◆ Task objective
In the records that follow, locate every line with "this" and extract it.

◆ Records shown
• • • •

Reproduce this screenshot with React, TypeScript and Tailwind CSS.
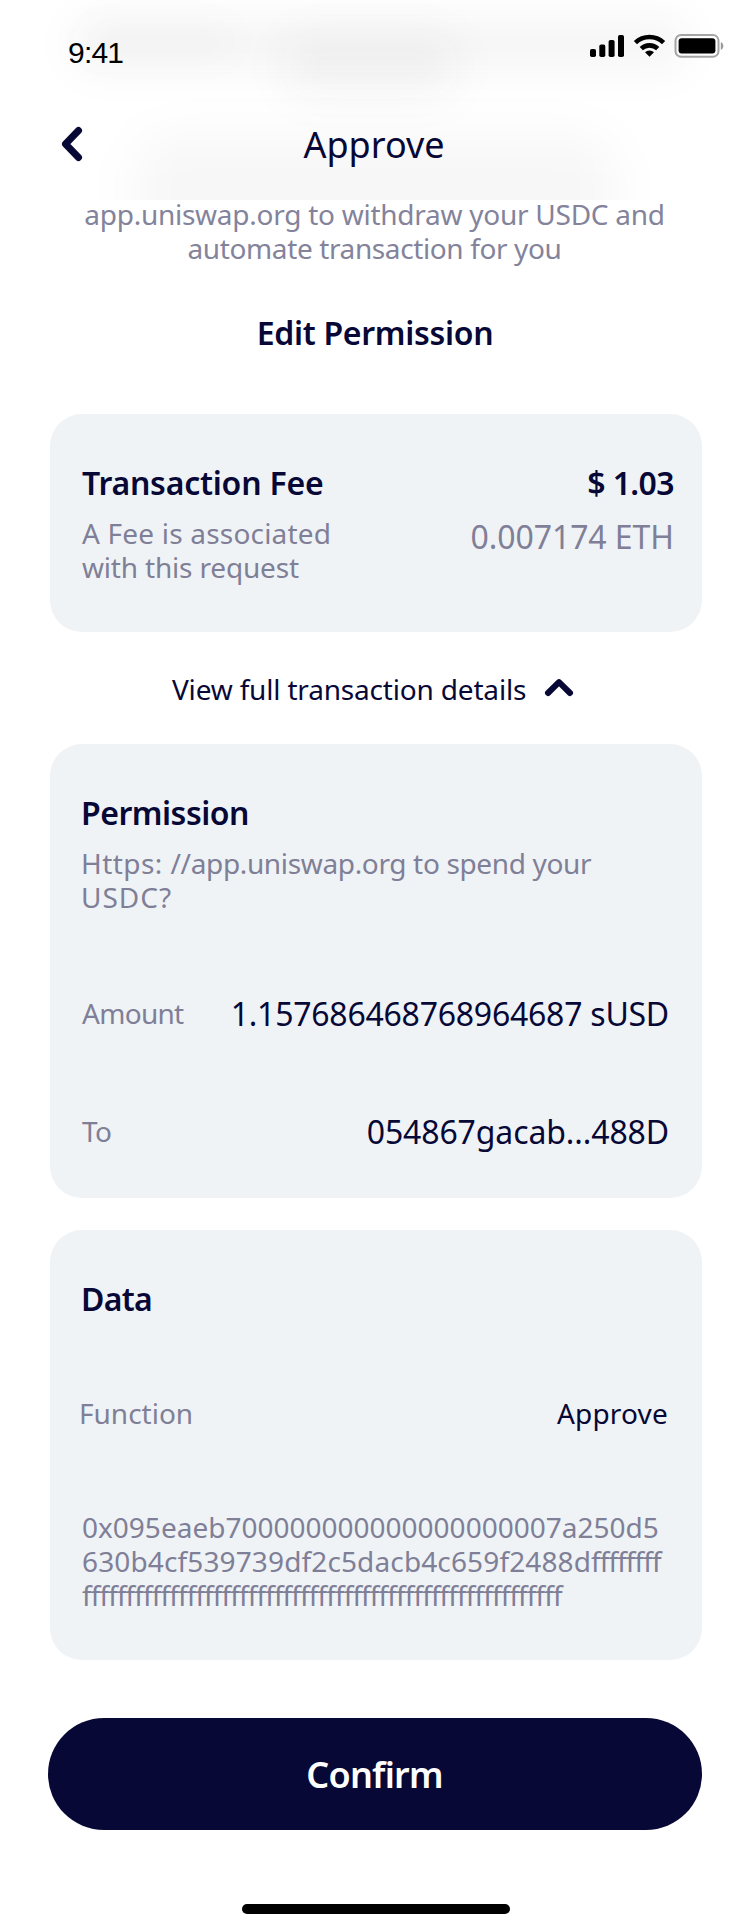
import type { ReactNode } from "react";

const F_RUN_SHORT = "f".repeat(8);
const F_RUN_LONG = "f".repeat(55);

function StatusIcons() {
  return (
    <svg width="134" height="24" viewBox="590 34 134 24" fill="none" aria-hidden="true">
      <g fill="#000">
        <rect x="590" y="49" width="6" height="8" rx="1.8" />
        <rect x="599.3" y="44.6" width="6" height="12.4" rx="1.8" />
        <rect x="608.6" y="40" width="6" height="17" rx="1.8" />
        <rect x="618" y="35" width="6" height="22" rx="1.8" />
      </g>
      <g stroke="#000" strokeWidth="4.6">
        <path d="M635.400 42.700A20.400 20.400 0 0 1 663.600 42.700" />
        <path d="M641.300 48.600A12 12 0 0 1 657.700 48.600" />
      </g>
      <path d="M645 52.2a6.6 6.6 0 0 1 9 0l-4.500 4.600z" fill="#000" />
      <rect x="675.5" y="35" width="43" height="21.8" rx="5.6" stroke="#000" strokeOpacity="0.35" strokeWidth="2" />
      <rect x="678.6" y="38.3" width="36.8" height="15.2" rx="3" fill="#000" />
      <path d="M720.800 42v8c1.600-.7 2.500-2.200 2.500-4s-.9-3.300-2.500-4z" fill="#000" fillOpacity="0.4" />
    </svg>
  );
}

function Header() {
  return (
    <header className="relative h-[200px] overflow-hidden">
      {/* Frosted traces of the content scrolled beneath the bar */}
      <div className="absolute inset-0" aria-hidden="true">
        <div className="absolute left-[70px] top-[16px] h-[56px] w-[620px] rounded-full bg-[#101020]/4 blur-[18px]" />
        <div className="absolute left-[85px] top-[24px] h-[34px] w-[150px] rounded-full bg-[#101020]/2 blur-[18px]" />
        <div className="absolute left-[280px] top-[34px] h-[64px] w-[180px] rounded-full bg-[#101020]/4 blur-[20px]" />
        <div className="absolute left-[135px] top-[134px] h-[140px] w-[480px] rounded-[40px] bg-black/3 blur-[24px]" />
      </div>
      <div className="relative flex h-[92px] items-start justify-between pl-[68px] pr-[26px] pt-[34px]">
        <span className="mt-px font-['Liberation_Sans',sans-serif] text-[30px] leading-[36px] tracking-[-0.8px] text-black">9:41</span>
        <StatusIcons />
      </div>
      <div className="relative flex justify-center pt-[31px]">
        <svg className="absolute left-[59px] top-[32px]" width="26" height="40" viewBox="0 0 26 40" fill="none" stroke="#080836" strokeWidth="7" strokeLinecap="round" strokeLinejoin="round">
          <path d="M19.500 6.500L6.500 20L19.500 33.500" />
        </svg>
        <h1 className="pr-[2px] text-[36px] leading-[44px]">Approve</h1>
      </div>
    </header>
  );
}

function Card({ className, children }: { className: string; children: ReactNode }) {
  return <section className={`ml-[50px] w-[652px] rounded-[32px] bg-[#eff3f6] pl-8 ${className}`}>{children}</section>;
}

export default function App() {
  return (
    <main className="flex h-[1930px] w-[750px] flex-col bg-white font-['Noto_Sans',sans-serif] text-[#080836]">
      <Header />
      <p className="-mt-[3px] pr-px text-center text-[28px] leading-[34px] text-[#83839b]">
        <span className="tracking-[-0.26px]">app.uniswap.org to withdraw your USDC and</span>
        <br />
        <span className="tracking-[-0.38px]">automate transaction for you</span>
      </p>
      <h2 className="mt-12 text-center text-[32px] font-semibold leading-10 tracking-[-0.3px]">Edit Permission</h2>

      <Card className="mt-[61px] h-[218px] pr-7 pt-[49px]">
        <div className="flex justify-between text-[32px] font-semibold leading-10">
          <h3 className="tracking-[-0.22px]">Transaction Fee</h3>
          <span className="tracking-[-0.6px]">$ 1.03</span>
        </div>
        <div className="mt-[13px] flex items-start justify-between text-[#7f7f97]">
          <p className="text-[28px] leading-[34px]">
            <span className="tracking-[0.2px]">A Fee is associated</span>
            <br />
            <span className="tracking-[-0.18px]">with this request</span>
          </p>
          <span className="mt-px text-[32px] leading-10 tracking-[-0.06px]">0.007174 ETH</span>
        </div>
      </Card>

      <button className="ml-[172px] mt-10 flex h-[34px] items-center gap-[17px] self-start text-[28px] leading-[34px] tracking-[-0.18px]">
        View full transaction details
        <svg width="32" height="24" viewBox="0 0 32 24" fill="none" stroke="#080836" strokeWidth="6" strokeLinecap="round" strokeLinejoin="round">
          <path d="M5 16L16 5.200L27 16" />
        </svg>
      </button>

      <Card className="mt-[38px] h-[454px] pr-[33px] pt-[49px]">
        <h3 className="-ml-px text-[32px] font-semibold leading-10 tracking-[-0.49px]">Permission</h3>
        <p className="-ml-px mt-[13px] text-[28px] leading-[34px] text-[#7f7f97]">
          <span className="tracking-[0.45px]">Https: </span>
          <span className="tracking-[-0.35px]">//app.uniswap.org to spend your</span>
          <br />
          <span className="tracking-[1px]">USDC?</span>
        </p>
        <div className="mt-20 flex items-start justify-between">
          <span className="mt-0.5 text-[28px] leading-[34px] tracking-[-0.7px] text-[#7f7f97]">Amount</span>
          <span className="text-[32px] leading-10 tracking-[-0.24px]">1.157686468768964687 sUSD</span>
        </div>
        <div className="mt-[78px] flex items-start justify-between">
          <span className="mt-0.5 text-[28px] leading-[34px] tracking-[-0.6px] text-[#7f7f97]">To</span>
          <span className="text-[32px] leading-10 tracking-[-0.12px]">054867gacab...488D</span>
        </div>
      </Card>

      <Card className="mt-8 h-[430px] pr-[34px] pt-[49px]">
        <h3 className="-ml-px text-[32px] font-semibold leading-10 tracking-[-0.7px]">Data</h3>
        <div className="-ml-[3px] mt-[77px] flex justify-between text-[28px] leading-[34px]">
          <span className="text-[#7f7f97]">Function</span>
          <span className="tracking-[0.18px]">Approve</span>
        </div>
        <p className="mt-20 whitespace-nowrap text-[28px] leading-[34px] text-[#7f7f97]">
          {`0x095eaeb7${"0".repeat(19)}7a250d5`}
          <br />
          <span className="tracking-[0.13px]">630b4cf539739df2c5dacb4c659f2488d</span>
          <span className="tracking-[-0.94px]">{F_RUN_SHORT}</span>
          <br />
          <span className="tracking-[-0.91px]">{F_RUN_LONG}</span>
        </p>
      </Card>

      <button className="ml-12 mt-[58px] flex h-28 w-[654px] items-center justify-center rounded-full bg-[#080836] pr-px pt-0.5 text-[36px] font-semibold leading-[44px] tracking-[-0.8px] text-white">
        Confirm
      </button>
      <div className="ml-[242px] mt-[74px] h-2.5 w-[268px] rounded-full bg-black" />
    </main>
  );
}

• • • •

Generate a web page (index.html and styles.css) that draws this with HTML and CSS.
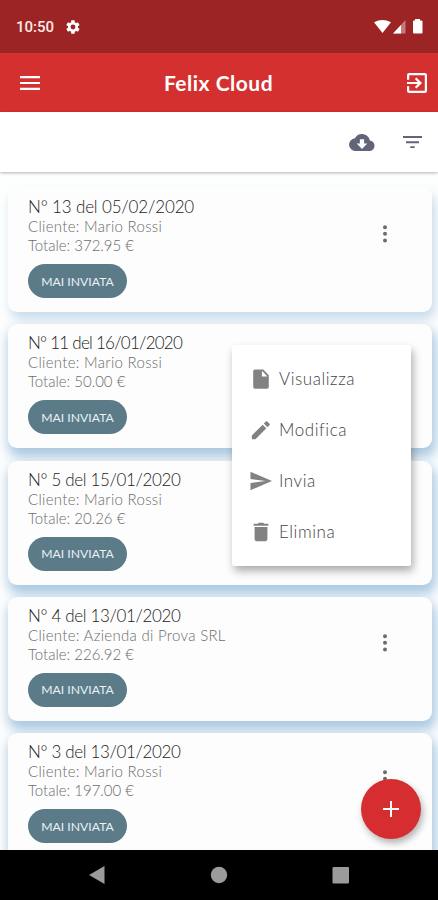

• • • •

◆ The answer
Reproduce this screenshot with React, TypeScript and Tailwind CSS.
            <span className="tracking-[-0.18px]">with this request</span>
Generate a web page (index.html and styles.css) that draws this with HTML and CSS.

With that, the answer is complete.